DATA PROVIDED:
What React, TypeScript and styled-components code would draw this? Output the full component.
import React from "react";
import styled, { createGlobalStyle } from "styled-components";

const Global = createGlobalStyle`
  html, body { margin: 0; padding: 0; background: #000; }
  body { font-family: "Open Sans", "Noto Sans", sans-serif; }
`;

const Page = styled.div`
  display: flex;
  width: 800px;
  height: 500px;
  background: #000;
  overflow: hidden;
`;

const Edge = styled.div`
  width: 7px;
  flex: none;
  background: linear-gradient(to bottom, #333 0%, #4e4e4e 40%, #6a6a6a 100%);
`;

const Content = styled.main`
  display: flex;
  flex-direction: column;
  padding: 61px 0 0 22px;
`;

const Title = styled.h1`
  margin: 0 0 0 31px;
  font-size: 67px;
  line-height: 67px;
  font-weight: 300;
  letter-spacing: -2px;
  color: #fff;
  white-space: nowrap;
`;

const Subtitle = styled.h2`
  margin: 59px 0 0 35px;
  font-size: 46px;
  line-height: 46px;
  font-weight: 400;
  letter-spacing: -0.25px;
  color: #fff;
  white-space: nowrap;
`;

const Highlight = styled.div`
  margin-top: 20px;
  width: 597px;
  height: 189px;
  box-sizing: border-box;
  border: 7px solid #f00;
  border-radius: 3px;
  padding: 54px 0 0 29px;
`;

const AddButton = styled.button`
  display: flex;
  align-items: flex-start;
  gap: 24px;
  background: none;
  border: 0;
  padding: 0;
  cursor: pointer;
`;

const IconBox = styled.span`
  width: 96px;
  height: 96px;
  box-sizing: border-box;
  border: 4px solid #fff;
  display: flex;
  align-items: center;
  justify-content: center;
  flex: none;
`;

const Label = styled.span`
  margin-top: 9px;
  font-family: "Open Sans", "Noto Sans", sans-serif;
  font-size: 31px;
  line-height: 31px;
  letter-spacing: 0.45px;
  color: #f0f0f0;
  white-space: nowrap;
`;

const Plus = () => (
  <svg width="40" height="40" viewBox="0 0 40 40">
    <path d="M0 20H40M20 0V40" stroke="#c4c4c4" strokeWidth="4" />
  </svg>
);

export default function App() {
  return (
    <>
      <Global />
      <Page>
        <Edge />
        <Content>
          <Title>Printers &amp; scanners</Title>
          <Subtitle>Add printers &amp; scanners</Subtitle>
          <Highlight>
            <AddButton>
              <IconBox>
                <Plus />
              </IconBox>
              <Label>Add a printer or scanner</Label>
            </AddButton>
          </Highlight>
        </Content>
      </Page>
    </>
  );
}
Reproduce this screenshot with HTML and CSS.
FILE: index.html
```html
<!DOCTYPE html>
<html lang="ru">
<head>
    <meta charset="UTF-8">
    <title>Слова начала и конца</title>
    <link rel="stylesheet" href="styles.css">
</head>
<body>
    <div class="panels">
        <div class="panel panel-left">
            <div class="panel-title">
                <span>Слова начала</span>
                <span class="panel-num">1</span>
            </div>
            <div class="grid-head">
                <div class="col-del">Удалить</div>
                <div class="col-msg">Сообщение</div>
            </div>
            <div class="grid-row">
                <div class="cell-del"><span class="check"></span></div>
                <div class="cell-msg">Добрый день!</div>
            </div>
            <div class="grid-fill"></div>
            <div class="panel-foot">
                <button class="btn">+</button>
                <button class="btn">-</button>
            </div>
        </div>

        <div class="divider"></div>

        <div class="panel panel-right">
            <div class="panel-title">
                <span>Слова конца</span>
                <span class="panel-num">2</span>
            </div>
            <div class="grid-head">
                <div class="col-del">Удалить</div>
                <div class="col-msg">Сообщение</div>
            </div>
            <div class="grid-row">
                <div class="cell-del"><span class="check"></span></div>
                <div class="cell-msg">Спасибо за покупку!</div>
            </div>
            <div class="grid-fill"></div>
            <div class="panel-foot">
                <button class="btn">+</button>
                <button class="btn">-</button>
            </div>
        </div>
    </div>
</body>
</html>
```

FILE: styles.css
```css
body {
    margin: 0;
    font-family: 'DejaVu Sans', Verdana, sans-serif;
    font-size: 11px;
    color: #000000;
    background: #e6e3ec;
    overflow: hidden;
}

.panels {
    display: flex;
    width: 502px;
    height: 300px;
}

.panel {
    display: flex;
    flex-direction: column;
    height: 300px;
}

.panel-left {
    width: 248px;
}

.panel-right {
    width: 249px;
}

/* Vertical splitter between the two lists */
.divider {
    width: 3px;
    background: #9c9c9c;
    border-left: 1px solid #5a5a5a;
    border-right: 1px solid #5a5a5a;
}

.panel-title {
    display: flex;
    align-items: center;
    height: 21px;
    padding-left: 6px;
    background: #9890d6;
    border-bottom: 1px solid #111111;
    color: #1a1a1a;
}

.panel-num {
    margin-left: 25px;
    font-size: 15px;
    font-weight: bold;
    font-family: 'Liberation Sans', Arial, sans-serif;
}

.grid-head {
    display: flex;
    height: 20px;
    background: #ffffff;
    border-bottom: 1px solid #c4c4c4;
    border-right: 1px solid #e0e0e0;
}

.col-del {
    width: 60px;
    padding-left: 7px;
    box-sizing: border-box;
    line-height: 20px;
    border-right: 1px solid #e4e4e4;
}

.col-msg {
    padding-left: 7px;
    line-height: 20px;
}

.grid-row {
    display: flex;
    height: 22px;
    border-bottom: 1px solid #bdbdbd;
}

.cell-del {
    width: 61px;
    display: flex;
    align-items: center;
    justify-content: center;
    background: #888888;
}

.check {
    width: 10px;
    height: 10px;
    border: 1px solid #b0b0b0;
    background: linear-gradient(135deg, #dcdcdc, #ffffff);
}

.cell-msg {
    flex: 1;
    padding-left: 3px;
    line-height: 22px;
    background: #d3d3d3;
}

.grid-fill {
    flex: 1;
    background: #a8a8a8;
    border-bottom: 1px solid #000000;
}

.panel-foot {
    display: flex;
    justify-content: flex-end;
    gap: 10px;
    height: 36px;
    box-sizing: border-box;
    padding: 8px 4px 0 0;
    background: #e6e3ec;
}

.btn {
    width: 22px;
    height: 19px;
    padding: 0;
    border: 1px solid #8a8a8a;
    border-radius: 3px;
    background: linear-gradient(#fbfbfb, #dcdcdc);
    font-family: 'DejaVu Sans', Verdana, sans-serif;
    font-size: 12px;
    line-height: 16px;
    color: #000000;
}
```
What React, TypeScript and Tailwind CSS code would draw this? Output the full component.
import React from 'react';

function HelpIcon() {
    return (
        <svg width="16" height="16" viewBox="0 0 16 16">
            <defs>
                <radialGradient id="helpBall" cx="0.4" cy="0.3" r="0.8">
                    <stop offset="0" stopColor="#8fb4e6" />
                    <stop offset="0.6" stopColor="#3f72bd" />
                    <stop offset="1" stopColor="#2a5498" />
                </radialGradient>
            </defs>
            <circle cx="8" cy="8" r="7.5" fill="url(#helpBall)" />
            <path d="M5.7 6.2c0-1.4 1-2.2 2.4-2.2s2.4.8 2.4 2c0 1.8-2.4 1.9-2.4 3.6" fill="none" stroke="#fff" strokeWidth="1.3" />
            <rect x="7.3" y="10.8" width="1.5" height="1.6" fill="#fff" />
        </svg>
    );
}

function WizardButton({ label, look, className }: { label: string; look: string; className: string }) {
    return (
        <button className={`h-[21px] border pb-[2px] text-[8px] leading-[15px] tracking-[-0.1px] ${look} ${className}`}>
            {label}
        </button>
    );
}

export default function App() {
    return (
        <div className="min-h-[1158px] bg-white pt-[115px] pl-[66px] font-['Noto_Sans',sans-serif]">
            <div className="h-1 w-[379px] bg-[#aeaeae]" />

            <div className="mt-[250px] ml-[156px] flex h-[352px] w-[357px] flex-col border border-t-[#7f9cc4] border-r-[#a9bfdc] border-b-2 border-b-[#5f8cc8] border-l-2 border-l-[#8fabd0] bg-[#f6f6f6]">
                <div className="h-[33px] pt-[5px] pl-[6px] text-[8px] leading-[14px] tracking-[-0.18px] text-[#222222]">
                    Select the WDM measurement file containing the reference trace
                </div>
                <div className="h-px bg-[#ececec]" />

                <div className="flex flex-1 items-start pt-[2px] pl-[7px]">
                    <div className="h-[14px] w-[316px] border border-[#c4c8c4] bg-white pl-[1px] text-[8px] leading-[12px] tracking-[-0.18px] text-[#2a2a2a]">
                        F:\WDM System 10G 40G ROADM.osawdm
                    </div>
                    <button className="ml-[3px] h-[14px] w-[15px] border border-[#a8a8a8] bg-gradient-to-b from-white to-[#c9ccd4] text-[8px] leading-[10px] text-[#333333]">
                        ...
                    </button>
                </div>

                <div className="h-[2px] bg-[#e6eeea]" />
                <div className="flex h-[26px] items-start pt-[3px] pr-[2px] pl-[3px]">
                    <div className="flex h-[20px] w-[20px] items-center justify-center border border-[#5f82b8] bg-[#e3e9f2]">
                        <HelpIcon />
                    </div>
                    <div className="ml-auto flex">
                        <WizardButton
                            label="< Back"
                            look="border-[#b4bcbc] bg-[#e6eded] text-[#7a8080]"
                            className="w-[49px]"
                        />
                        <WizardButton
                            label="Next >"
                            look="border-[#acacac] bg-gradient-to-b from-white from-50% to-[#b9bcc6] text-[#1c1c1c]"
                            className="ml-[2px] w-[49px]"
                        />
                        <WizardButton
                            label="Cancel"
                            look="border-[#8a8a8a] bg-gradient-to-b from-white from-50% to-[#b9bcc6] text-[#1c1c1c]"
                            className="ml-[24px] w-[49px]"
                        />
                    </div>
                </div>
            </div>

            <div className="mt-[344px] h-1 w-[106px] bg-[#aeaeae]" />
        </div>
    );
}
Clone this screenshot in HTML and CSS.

GIVEN EXERCISE: Reproduce each line from the records that contains the word "Output".

ANSWER TO THIS PROBLEM:
What React, TypeScript and styled-components code would draw this? Output the full component.
What React, TypeScript and Tailwind CSS code would draw this? Output the full component.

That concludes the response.